Маркиз де Мирабо окончательно поставил на нем крест: «Видно, этому созданию никогда не унаследовать характер нашего рода… Старший из моих сыновей запятнает свое имя; это явно ущербный ребенок, мне кажется, что он неизлечимый безумец, маньяк… Теперь я вижу природу этого создания и не думаю, что из него что-нибудь выйдет…»

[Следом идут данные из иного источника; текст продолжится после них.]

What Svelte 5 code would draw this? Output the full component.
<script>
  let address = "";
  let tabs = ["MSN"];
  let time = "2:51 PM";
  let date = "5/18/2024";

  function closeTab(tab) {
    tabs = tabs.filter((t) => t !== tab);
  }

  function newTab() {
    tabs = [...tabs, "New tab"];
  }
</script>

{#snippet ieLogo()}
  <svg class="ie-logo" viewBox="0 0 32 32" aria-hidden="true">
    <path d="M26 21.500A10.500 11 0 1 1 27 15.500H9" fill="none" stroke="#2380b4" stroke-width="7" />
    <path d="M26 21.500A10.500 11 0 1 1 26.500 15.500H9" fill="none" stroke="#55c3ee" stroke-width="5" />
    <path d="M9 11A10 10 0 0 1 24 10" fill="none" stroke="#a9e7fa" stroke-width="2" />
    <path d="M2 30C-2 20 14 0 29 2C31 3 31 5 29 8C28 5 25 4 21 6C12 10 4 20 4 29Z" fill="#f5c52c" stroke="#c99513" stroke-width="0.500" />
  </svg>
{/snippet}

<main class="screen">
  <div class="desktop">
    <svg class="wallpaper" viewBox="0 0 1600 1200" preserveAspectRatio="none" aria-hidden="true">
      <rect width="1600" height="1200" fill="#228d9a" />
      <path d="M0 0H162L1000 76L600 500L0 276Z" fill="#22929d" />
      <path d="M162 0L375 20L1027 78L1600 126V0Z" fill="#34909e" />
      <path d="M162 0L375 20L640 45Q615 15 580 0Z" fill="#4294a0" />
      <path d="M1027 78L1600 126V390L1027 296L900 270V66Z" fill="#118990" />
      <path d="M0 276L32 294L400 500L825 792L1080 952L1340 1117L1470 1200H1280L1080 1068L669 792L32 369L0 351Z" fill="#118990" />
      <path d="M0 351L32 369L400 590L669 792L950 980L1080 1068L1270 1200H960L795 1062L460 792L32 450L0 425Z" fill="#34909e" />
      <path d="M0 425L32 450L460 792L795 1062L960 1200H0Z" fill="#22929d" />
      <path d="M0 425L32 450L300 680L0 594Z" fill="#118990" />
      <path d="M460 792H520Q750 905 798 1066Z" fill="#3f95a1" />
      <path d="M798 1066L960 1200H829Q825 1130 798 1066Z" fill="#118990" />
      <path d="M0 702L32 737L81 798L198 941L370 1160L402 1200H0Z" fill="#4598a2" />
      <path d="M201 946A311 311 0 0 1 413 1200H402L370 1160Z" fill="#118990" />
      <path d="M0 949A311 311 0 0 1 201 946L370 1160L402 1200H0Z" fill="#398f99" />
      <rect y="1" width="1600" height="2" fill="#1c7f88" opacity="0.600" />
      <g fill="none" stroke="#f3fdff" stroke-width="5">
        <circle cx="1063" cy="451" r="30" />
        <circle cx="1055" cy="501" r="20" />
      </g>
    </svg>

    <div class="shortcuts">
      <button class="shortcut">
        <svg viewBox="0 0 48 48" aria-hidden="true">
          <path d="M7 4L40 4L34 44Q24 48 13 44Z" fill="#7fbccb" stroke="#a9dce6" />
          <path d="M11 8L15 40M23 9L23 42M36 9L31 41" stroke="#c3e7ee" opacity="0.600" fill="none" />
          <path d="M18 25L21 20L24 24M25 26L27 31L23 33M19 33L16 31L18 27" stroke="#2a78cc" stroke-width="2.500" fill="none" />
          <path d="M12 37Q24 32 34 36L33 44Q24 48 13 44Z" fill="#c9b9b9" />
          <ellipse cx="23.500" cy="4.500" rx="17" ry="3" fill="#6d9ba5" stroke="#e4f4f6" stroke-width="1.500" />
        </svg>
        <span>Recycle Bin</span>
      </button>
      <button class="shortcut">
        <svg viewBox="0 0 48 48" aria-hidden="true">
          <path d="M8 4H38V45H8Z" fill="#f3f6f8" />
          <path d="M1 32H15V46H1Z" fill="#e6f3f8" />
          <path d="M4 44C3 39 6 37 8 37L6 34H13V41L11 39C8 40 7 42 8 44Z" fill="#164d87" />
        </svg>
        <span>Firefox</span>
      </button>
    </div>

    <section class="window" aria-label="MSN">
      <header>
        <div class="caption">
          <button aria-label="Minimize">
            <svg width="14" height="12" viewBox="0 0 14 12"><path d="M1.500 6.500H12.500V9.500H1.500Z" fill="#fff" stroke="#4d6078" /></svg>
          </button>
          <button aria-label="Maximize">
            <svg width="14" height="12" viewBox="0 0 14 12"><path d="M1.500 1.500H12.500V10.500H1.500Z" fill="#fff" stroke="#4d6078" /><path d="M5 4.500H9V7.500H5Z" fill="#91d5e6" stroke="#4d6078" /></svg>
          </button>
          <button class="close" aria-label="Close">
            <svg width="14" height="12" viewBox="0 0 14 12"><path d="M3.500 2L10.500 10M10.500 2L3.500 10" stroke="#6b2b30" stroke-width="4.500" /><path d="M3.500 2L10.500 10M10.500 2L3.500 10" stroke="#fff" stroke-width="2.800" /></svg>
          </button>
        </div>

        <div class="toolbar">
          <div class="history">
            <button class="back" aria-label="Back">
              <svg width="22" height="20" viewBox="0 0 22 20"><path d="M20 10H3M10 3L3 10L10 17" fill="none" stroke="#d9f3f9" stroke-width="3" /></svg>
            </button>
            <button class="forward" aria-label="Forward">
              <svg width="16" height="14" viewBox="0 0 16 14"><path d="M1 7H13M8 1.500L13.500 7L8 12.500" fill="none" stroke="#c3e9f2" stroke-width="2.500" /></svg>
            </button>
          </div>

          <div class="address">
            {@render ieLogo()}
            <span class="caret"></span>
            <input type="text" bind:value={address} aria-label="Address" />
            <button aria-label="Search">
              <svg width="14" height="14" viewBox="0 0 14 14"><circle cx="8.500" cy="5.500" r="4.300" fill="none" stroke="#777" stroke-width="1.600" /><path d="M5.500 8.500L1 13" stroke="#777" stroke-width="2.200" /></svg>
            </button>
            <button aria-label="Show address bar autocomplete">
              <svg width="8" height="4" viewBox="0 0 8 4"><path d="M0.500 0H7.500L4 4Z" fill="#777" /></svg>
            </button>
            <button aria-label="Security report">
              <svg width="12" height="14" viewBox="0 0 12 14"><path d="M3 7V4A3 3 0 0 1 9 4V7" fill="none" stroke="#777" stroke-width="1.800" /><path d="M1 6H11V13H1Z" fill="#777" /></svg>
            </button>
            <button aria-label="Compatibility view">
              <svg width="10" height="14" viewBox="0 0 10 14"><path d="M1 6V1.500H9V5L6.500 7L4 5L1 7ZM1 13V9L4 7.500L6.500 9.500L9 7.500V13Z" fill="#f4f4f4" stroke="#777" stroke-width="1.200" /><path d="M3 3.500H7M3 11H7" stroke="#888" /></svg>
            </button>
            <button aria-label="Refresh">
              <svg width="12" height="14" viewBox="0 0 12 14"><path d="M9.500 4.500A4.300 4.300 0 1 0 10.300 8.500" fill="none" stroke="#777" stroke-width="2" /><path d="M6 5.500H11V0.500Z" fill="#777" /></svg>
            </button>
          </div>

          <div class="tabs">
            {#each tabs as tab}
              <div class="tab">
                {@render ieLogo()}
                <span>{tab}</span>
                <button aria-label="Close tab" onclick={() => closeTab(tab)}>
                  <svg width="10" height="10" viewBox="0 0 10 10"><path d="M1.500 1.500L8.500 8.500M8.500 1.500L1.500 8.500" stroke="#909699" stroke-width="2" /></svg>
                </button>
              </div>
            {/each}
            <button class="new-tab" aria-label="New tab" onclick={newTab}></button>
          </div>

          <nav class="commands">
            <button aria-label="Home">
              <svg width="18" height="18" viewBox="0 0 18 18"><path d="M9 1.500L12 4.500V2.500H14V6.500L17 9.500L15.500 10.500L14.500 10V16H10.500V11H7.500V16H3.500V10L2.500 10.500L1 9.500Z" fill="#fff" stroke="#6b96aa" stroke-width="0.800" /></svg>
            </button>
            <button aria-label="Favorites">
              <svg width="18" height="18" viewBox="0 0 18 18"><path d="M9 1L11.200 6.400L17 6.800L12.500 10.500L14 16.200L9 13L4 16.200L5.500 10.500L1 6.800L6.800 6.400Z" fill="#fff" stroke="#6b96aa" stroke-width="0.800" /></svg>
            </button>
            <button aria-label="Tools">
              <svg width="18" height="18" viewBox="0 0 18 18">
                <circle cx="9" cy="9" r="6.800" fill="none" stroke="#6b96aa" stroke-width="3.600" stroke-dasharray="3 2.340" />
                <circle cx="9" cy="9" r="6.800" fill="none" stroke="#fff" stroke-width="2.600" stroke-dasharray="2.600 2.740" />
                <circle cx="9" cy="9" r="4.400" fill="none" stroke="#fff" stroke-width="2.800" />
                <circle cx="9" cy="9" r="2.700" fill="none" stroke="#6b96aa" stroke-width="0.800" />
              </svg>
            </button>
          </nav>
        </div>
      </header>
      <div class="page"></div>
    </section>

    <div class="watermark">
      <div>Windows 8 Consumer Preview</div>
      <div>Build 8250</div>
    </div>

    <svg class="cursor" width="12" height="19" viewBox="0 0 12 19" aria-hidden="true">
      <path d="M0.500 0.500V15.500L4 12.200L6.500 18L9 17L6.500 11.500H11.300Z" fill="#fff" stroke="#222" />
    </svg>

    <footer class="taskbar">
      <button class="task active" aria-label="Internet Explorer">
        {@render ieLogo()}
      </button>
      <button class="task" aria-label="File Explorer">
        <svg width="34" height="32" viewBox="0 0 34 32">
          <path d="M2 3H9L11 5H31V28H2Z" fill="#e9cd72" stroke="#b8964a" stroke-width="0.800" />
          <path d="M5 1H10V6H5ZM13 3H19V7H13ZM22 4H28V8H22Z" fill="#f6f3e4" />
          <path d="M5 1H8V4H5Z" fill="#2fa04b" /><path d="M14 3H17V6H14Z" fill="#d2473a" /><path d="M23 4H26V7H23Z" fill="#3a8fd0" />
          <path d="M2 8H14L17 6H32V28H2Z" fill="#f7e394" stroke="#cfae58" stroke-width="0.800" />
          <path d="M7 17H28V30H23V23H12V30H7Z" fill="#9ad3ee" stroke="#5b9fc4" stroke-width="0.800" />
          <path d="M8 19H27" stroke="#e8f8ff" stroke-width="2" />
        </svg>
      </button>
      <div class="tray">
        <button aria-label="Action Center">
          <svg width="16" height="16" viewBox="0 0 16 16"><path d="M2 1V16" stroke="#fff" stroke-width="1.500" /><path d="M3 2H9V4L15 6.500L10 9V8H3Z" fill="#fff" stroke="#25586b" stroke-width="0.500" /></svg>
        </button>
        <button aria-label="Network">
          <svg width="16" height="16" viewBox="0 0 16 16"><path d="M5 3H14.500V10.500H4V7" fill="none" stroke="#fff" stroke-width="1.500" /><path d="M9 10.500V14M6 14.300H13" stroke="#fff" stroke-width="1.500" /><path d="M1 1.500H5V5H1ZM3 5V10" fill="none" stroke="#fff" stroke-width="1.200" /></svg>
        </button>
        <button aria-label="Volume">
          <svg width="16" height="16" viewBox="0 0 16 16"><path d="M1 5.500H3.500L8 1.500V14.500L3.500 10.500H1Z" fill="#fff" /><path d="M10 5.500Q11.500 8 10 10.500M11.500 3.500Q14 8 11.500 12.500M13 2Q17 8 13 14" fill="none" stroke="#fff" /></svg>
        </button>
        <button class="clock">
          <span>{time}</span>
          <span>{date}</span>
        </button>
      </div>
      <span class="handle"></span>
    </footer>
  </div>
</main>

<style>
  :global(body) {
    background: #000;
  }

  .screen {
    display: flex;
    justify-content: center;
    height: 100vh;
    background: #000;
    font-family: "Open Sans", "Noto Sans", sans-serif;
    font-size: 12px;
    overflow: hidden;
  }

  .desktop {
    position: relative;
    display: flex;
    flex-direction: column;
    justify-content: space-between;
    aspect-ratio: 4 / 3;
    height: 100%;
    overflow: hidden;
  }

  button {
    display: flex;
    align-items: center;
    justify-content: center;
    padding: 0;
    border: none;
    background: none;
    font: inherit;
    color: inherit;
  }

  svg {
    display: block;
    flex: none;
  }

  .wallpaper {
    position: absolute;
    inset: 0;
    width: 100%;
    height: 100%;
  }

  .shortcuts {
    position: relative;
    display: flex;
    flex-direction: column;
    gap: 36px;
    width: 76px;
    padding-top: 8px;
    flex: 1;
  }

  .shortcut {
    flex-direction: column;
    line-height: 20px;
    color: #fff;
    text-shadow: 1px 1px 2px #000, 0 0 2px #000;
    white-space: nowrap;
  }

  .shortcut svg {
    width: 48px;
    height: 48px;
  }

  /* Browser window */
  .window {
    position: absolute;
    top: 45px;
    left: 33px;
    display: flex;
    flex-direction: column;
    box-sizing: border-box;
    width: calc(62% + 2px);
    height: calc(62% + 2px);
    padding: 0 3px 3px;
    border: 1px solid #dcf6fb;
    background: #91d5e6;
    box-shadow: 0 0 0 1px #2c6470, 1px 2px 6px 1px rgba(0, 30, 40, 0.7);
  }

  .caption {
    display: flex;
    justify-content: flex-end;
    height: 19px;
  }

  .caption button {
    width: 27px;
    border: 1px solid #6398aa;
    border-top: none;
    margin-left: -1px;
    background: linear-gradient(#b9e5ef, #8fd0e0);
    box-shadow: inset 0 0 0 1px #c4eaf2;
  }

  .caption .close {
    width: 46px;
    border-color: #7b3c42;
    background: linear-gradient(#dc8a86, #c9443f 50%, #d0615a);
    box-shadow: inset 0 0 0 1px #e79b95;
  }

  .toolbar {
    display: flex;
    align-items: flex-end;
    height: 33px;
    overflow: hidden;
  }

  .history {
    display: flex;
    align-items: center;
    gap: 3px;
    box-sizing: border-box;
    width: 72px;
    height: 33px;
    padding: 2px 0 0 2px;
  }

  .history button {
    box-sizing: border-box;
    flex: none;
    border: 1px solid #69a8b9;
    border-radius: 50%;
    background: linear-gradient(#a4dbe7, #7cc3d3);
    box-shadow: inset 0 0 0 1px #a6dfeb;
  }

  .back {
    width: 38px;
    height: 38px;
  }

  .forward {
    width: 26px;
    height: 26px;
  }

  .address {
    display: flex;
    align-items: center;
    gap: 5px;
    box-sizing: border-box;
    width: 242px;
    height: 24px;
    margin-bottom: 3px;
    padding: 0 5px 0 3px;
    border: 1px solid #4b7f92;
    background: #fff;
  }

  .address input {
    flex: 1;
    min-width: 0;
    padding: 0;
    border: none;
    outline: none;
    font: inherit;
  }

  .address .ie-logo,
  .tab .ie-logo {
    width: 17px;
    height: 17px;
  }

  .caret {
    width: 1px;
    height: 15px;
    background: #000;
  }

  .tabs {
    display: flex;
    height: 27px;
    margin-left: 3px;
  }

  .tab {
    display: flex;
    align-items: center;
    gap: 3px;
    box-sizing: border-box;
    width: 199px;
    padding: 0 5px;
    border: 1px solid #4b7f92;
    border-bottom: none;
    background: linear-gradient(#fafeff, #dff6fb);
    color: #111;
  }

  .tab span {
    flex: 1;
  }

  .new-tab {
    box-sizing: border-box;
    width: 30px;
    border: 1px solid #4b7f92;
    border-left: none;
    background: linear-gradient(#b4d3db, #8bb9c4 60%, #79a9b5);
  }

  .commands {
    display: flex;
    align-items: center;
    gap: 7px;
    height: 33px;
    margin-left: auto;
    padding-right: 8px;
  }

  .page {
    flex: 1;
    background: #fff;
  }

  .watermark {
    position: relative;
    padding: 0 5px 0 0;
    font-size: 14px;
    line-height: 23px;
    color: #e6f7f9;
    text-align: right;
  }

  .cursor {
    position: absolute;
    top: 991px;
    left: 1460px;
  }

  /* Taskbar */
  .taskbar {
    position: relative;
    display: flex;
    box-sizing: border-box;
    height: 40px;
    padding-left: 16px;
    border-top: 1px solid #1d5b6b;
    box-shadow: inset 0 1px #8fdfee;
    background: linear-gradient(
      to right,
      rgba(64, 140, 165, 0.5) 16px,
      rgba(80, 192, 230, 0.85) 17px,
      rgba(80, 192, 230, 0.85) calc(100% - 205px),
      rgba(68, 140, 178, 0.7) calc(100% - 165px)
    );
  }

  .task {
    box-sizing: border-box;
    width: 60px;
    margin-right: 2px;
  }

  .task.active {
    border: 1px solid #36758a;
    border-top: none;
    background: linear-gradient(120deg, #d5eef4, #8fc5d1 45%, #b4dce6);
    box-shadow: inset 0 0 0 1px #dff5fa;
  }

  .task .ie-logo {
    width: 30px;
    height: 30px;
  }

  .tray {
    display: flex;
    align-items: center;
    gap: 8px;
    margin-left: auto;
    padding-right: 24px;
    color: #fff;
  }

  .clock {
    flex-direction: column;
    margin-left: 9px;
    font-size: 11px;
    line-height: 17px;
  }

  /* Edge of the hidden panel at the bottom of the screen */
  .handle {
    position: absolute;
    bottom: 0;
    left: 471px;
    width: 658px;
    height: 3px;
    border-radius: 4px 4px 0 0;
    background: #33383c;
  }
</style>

Воистину, нет пророка в своей семье. Любой литератор бы смягчился, заметив дарования сына, наделенного превосходной памятью — но не маркиз де Мирабо. А ведь мальчик сызмальства усвоил всю науку знаменитого Пуассона. Что же касается языков, истории и философии, то он в свои двенадцать лет знал их лучше, чем иной в шестнадцать; он научился комедианствовать и, по признанию отца, не знал в этом равных. Но его склонность ко лжи развивалась столь же быстро, и маркиза это удручало: «Мне нет дела до математики, физики или языков; мне важно, чтобы при первой же произнесенной им лжи его так припечатали каленым железом, чтобы остался шрам».
Суждение было пристрастным; ребенок рос незаурядным, становясь при этом всё несноснее. Его воспитание протекало в деревне, в том самом замке Биньон, который маркиз называл «корзинкой из травы». При этом он добавлял: «Здесь столь чудно перемешались перелески, воды и поля, что птицы со всей округи как будто сговорились сюда слететься». Если верить во влияние ландшафта на характер человека, то в отношении юного Мирабо многие заблуждаются: его взросление неизменно связывают с суровыми горными пейзажами вдоль берегов Дюранса, тогда как свою первую школу он прошел, находясь на фоне пасторальной картинки.
Недовольный сыном, маркиз де Мирабо решил заставить его к пятнадцати годам переменить обстановку. Дав ему имя Пьер-Бюфьер по названию пресловутого баронства в Лимузене, предмета семейной гордости, он доверил его заботам мужа первой камеристки дофины, месье де Сигре. Новый воспитатель должен был преподать молодому человеку основы военной науки. Не обошлось без инцидентов, и очень скоро де Сигре заявил, что не может быть полезен господину де Пьер-Бюфьеру.
Отец пришел в ярость. Это осложнение лишь подтвердило дурное мнение, которое сложилось у него о сыне: «Его необъяснимое умственное расстройство неизлечимо». И он принял решение: «Я захотел испытать последний способ дать ему публичное образование и поместил к аббату Шокару, в знаменитый сегодня пансион. Это тем более разумно, что его не стали бы даже при всем уважении ко мне держать ни в одном коллеже. Аббат суров и при необходимости прибегает к наказаниям. Если и после этого никаких изменений не произойдет, а на них я и не надеюсь, я отправлю его подальше, определив ему содержание».